Ces trois causes, faut-il le rappeler, préexistent dans une seule Substance. Elles proviennent de la même Substance, sous trois aspects différents. La Cause formelle est l'intellect de la substance dont découle l'idée. La Cause finale est la volonté de la substance dont provient la fin. La Cause efficiente est la puissance de la substance dont découle l'action.
Le sculpteur, avant de réaliser une statue, vérifie si trois conditions peuvent être remplies. D'abord, il doit y avoir une idée ou un modèle et ensuite le désir de le reproduire, c'est-à-dire qu'il doit aimer son idée. Troisièmement, il doit avoir la capacité de réaliser son désir, c'est-à-dire la force de l'exécuter. Si une de ces trois conditions manquent, la statue ne pourra jamais être réalisée.
Quand la sculpture est réalisée, celle-ci révèle non seulement le degré de coopération des trois causes mentionnées plus haut, mais aussi leur degré de perfection chez l'artiste. Plus son idée est noble, plus son amour pour elle est intense, et plus son oeuvre sera parfaite, car l'artiste lui-même est immanent à ces trois causes.
Dieu est l'Auteur et le Créateur de l'Univers. Nous l'avons montré antérieurement. Dieu créa l'univers par une triple causalité fondée sur l'unité de sa nature ou de Sa substance, et puisque operatur sequiter esse (l'oeuvre suit l'Être), il s'ensuit que Dieu est présent et immanent au monde de trois façons, comme l'artiste l'est dans sa statue: Dieu est présent comme la Sagesse qui conçoit le monde; Dieu est présent par la Volonté qui ordonne le monde; Dieu est présent par Sa Puissance qui gouverne le monde.
Une autre précision. Dieu n'est pas la cause statique de l'univers, c'est à -dire la Cause qui aurait conçu le monde, lui aurait donné des lois, l'aurait créé puis... l'aurait abandonné.
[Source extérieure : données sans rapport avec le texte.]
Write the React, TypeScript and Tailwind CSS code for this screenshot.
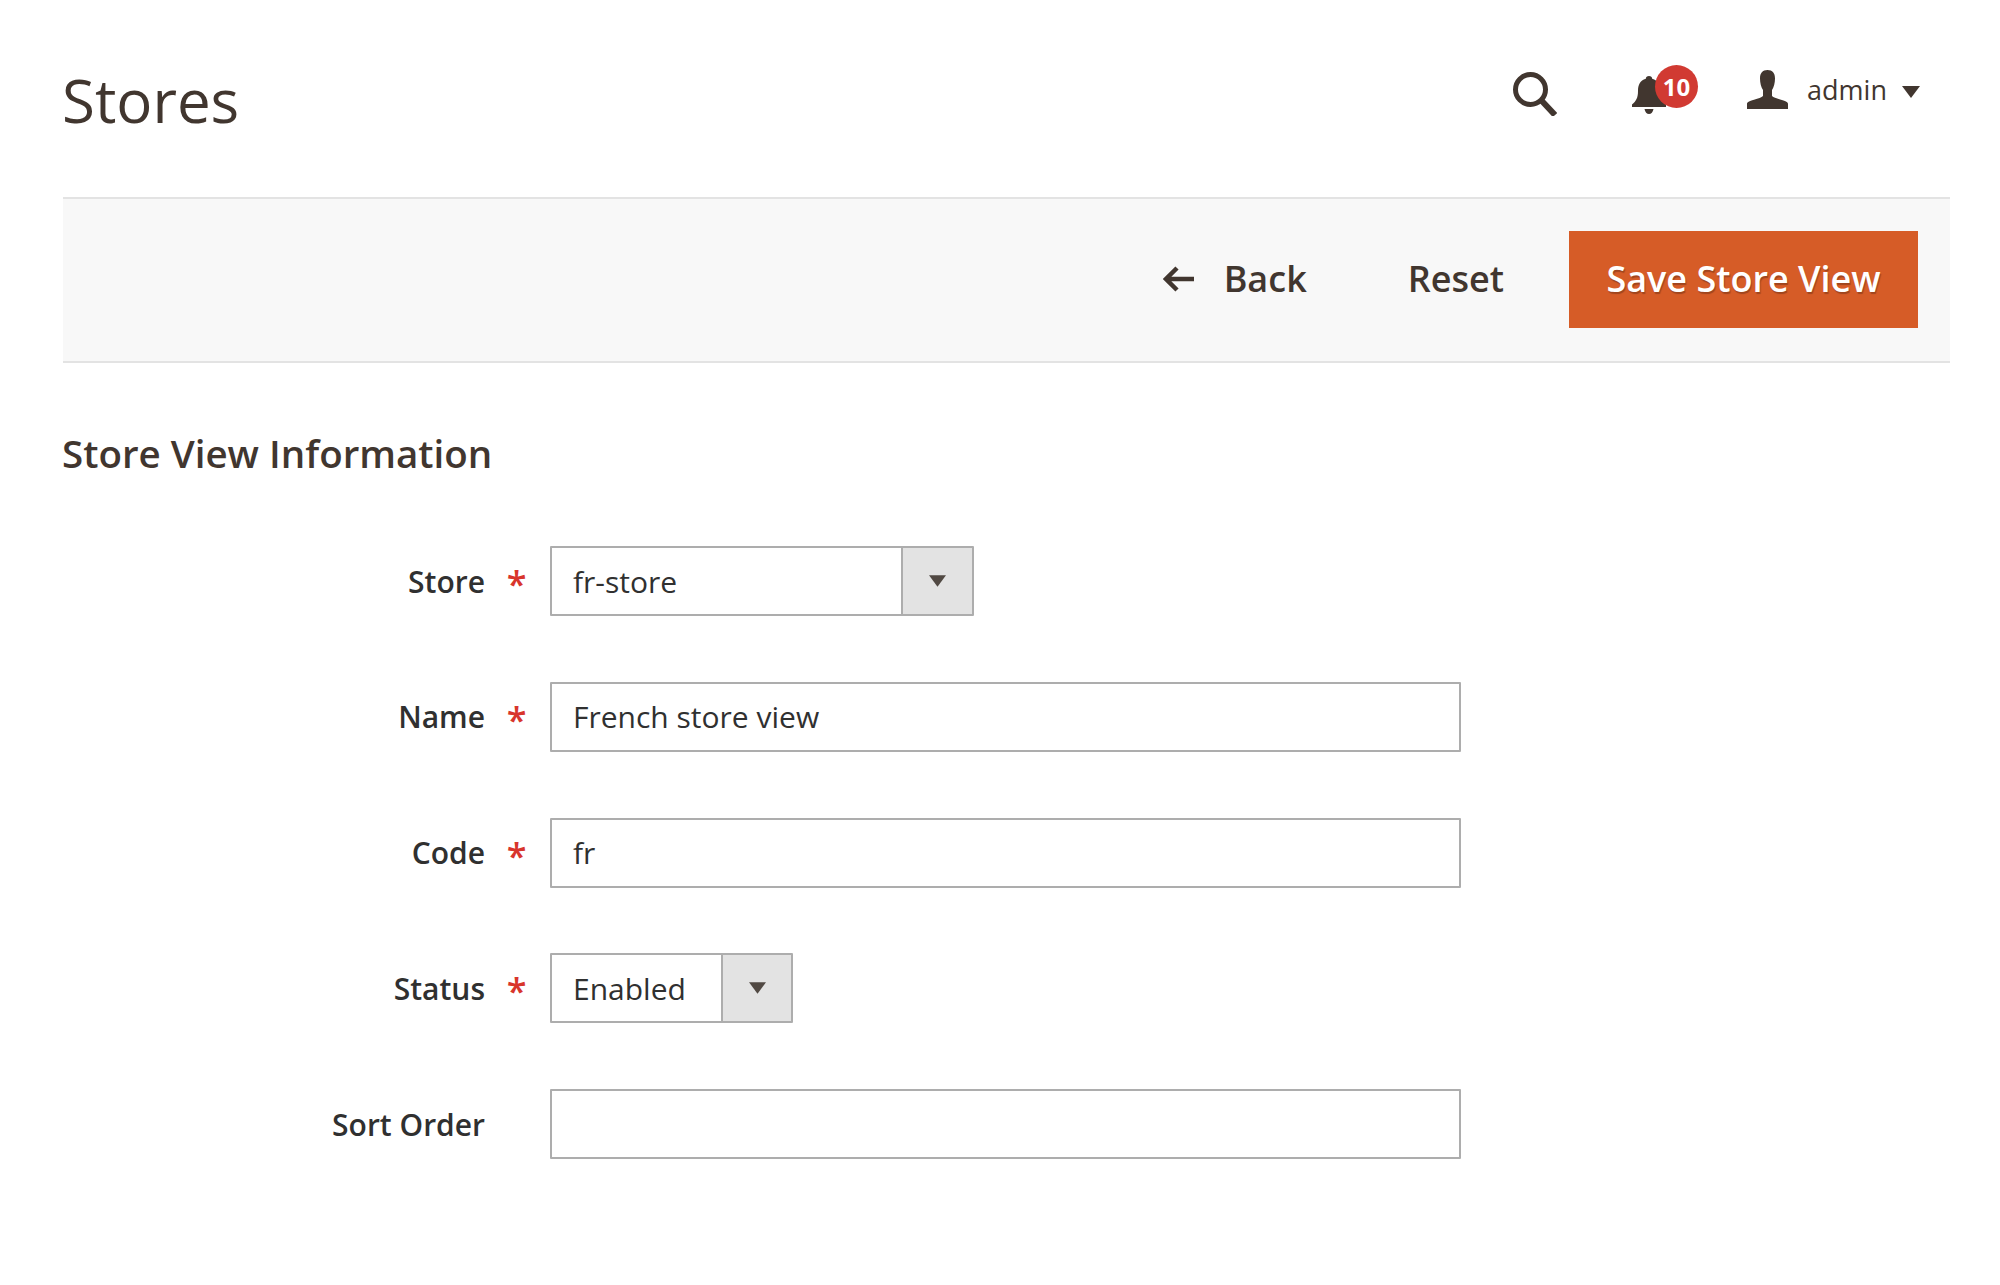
import React from "react"

const inputBox = "flex h-[70px] items-center rounded-[1px] border-2 border-[#adadad] bg-white pl-[21px] text-[30px] text-[#303030]"

function Caret({ className }: { className?: string }) {
  return (
    <svg viewBox="0 0 18 12" className={className} fill="currentColor">
      <path d="M0 0H18L9 12Z" />
    </svg>
  )
}

function SelectBox({ value, width, divider }: { value: string; width: string; divider: string }) {
  return (
    <div className={`flex h-[70px] items-stretch rounded-[1px] border-2 border-[#adadad] bg-white text-[30px] text-[#303030] ${width}`}>
      <div className={`flex items-center border-r-2 border-[#adadad] pl-[21px] ${divider}`}>{value}</div>
      <div className="flex flex-1 items-center justify-center bg-[#e3e3e3] text-[#514943]">
        <Caret className="h-[12px] w-[17px]" />
      </div>
    </div>
  )
}

function Row({ label, required, children }: { label: string; required?: boolean; children: React.ReactNode }) {
  return (
    <div className="flex items-center">
      <div className="w-[485px] text-right text-[30px] font-semibold text-[#303030]">{label}</div>
      <div className="flex w-[65px] justify-center pr-[2px] pt-[6px] text-[36px] leading-none font-semibold text-[#d8352c]">
        {required ? "*" : ""}
      </div>
      {children}
    </div>
  )
}

export default function App() {
  return (
    <div className="min-h-[1285px] bg-white font-['Open_Sans',sans-serif] text-[#41362f]">
      <header className="flex h-[197px] items-start pl-[62px] pr-[80px]">
        <h1 className="mt-[61px] text-[60px] leading-[78px] font-normal">Stores</h1>
        <div className="ml-auto mt-[65px] flex items-start">
          <svg viewBox="0 0 44 44" className="mt-[7px] h-[44px] w-[44px]" fill="none" stroke="currentColor">
            <circle cx="17.5" cy="17.5" r="15" strokeWidth="5" />
            <path d="M28 28L42 43" strokeWidth="6" />
          </svg>
          <div className="relative ml-[75px] h-[48px] w-[66px]">
            <svg viewBox="0 0 34 38" className="absolute left-0 top-[11px] h-[38px] w-[34px]" fill="currentColor">
              <path d="M17 0c2 0 3 1 3.2 2.8C26 4.4 28 9 28 15c0 7 2 10 6 13.500V31H0v-2.500C4 25 6 22 6 15 6 9 8 4.400 13.800 2.800 14 1 15 0 17 0Z" />
              <path d="M12.500 33h9c-.5 3-2.300 5-4.500 5s-4-2-4.500-5Z" />
            </svg>
            <span className="absolute left-[23px] top-0 flex h-[43px] w-[43px] items-center justify-center rounded-full bg-[#d13a32] text-[24px] leading-none font-bold text-white">
              10
            </span>
          </div>
          <svg viewBox="0 0 41 39" className="ml-[49px] mt-[5px] h-[39px] w-[41px]" fill="currentColor">
            <path d="M20.500 0c5 0 7.500 3 7.500 8.500 0 4.500-1.200 9-3 11.500v6c1.500 1.500 4.500 2.300 9 3.700 5 1.500 7 2.300 7 4.300V39H0v-5c0-2 2-2.800 7-4.300C11.500 28.300 14.500 27.500 16 26v-6c-1.800-2.500-3-7-3-11.500C13 3 15.500 0 20.500 0Z" />
          </svg>
          <span className="ml-[19px] mt-[3px] text-[27px] leading-[44px]">admin</span>
          <Caret className="ml-[15px] mt-[21px] h-[12px] w-[18px]" />
        </div>
      </header>

      <div className="ml-[63px] mr-[50px] flex h-[166px] items-center justify-end border-y-2 border-[#e3e3e3] bg-[#f8f8f8] pb-[2px] pr-[32px]">
        <svg viewBox="0 0 32 26" className="mr-[29px] h-[26px] w-[32px]" fill="none" stroke="currentColor" strokeWidth="4.5">
          <path d="M31 13H4M14 2L3 13l11 11" />
        </svg>
        <span className="text-[36px] font-semibold">Back</span>
        <span className="ml-[101px] text-[36px] font-semibold">Reset</span>
        <button className="ml-[65px] h-[97px] w-[349px] bg-[#d65c27] text-[36px] font-semibold text-white [text-shadow:1px_2px_1px_rgba(0,0,0,0.25)]">
          Save Store View
        </button>
      </div>

      <h2 className="ml-[62px] mt-[65px] text-[38.5px] leading-[50px] font-semibold">Store View Information</h2>

      <div className="mt-[68px] flex flex-col gap-[65.75px]">
        <Row label="Store" required>
          <SelectBox value="fr-store" width="w-[424px]" divider="w-[351px]" />
        </Row>
        <Row label="Name" required>
          <div className={`${inputBox} w-[911px]`}>French store view</div>
        </Row>
        <Row label="Code" required>
          <div className={`${inputBox} w-[911px]`}>fr</div>
        </Row>
        <Row label="Status" required>
          <SelectBox value="Enabled" width="w-[243px]" divider="w-[171px]" />
        </Row>
        <Row label="Sort Order">
          <div className={`${inputBox} w-[911px]`} />
        </Row>
      </div>
    </div>
  )
}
Dieu est plus que l'architecte d'une maison qui fait les plans de la demeure et l'exécute. Si l'architecte meurt, la maison reste debout, sans lui, parce qu'il n'en est que la cause statique, la raison de son devenir. Au contraire, Dieu est la cause dynamique aussi bien que statique de l'univers. Il est non seulement la cause de sa création (causa in fieri) mais aussi la cause de son existence (causa in esse).